The Alpine tectonic evolution of the Danube Basin and its northern periphery (southwestern Slovakia)
Abstract: The tectonic evolution of the pre-Cenozoic basement, as well as the Cenozoic structures within the Danube Basin (DB) and its northern periphery are presented. The lowermost portion of the pre-Cenozoic basement is formed by the Tatricum Unit which was tectonically affected by the subduction of the Vahicum / Penninicum distal continental crust during the Turonian. Tectonically disintegrated Tatricum overlaid the post-Turonian to Lower Eocene sediments that are considered a part of the Vahicum wedge-top basin. These sediments are overthrust with the Fatricum and Hronicum cover nappes. The Danube Basin Transversal Fault (DBTF) oriented along a NW– SE course divided the pre-Neogene basement of the DB into two parts. The southwestern part of the DB pre-Neogene basement is eroded to the crystalline complexes while the Palaeogene and Mesozoic sediments are overlaid by the Neogene deposits on the northeastern side of the DBTF. The DBTF was activated as a dextral fault during the Late Oligocene – Earliest Miocene.
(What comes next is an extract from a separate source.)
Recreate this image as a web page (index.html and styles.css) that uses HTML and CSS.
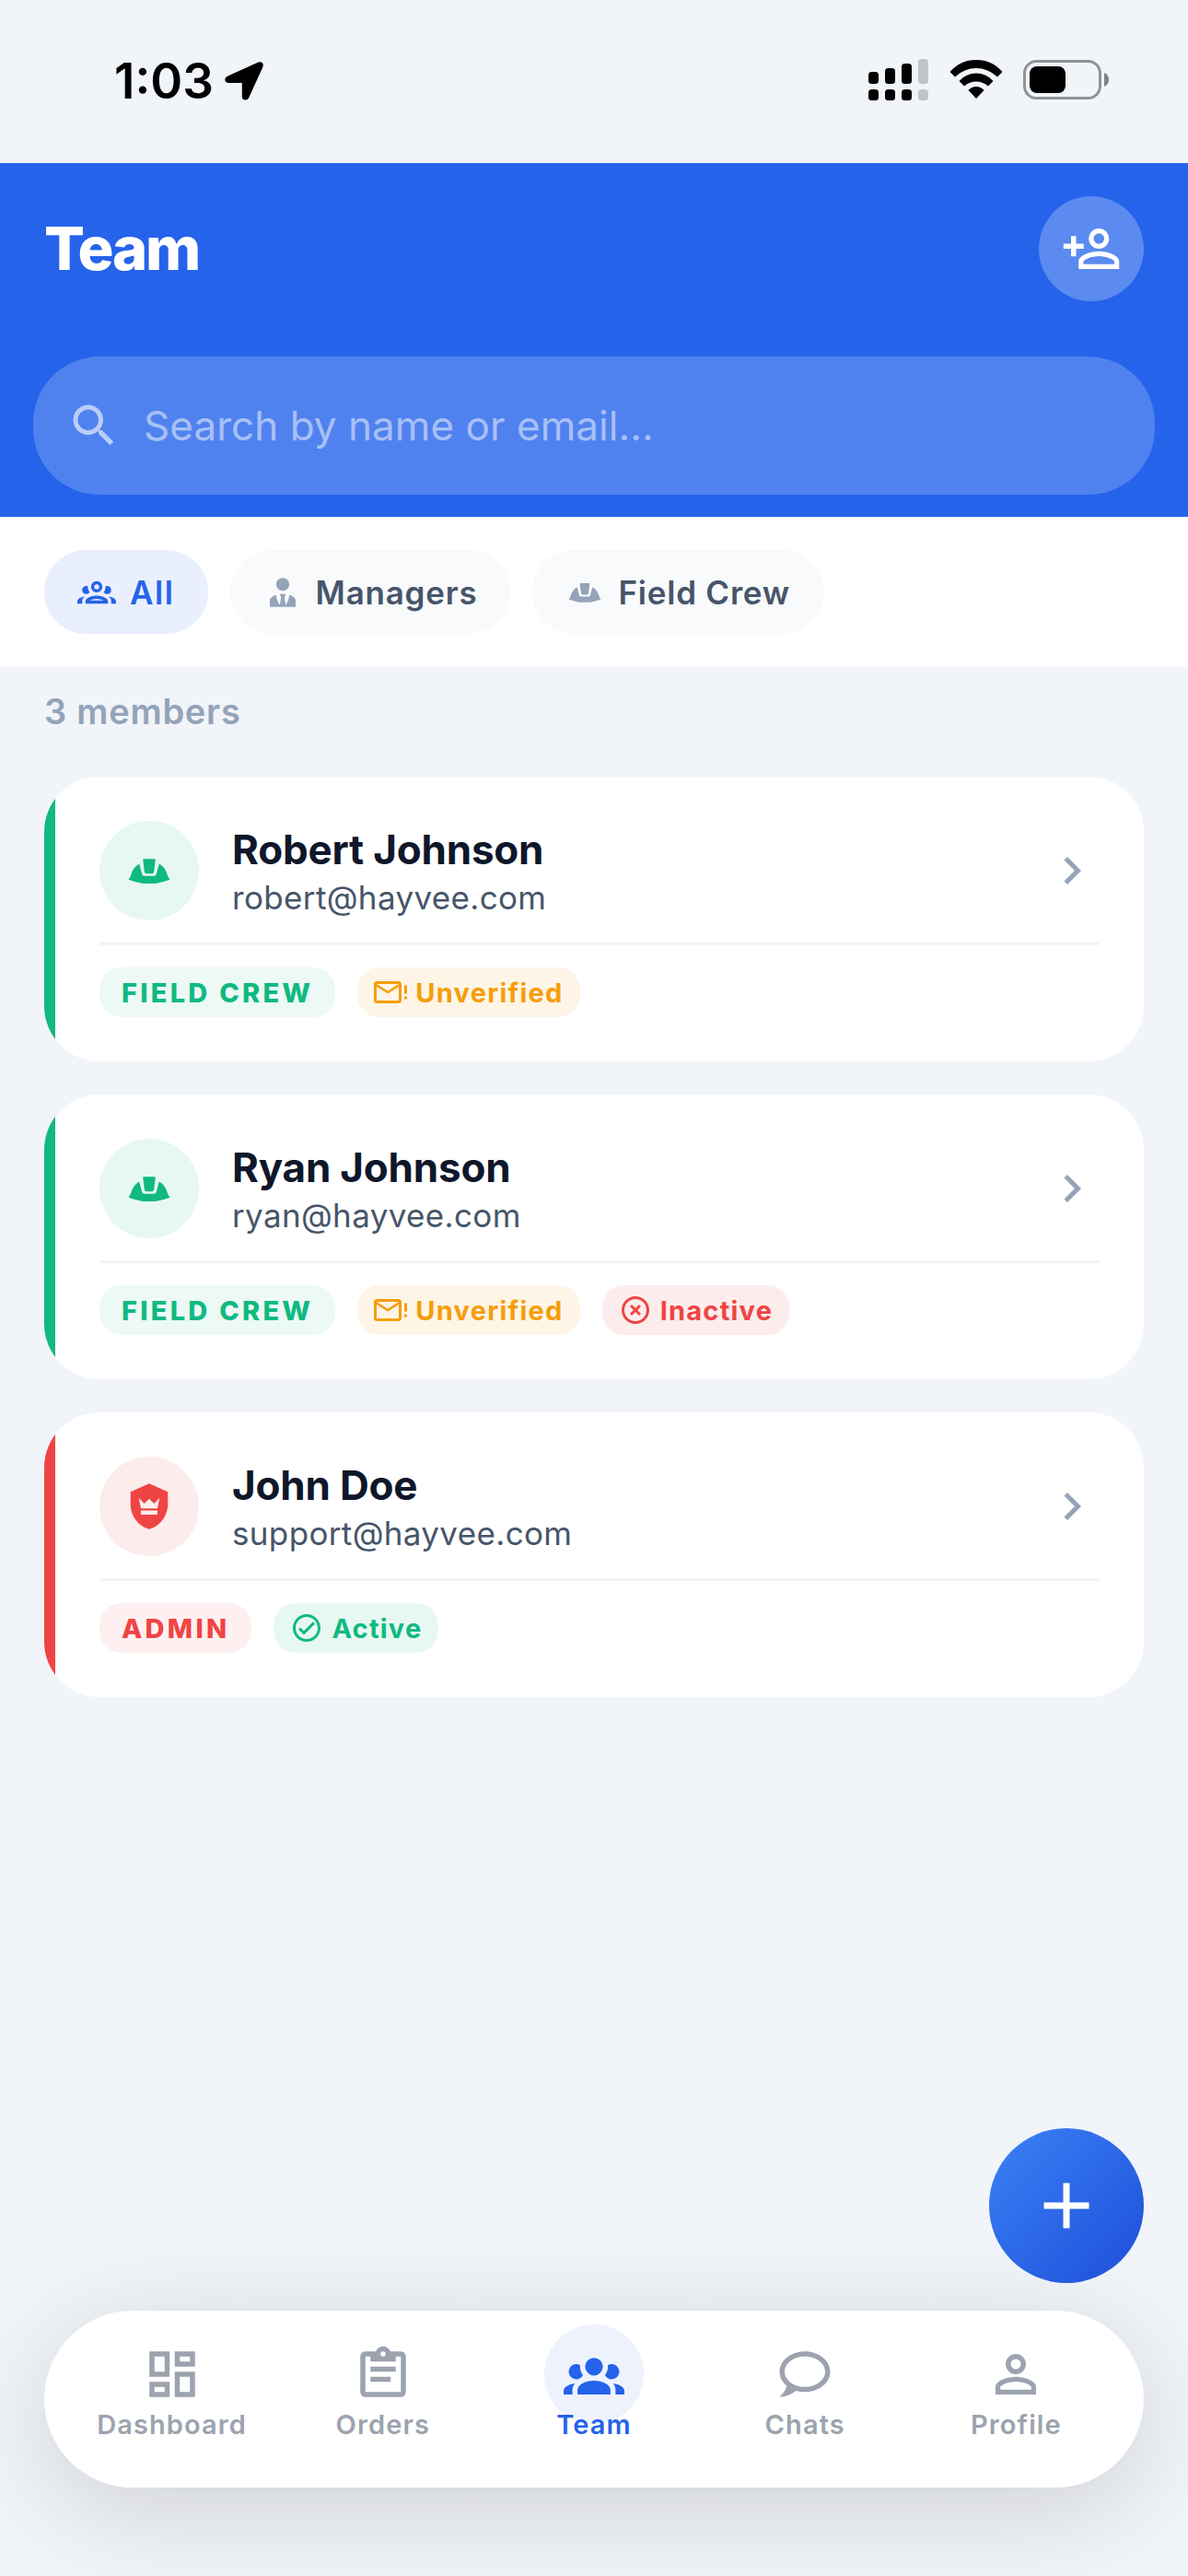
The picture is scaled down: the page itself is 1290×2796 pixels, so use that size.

During the Early Miocene (Karpatian – Early Badenian) it was active as a normal fault. In the Middle – Late Miocene the dominant tectonic regime with NW – SE oriented extension led to the disintegration of the elevated pre-Neogene basement under the simple and pure shear mechanisms into several NE – SW oriented horst and graben structures with successive subsidence generally from west to east. The extensional tectonics with the perpendicular NE – SW orientation of the Shmin persists in the Danube Basin from the ?Middle Pleistocene to the present.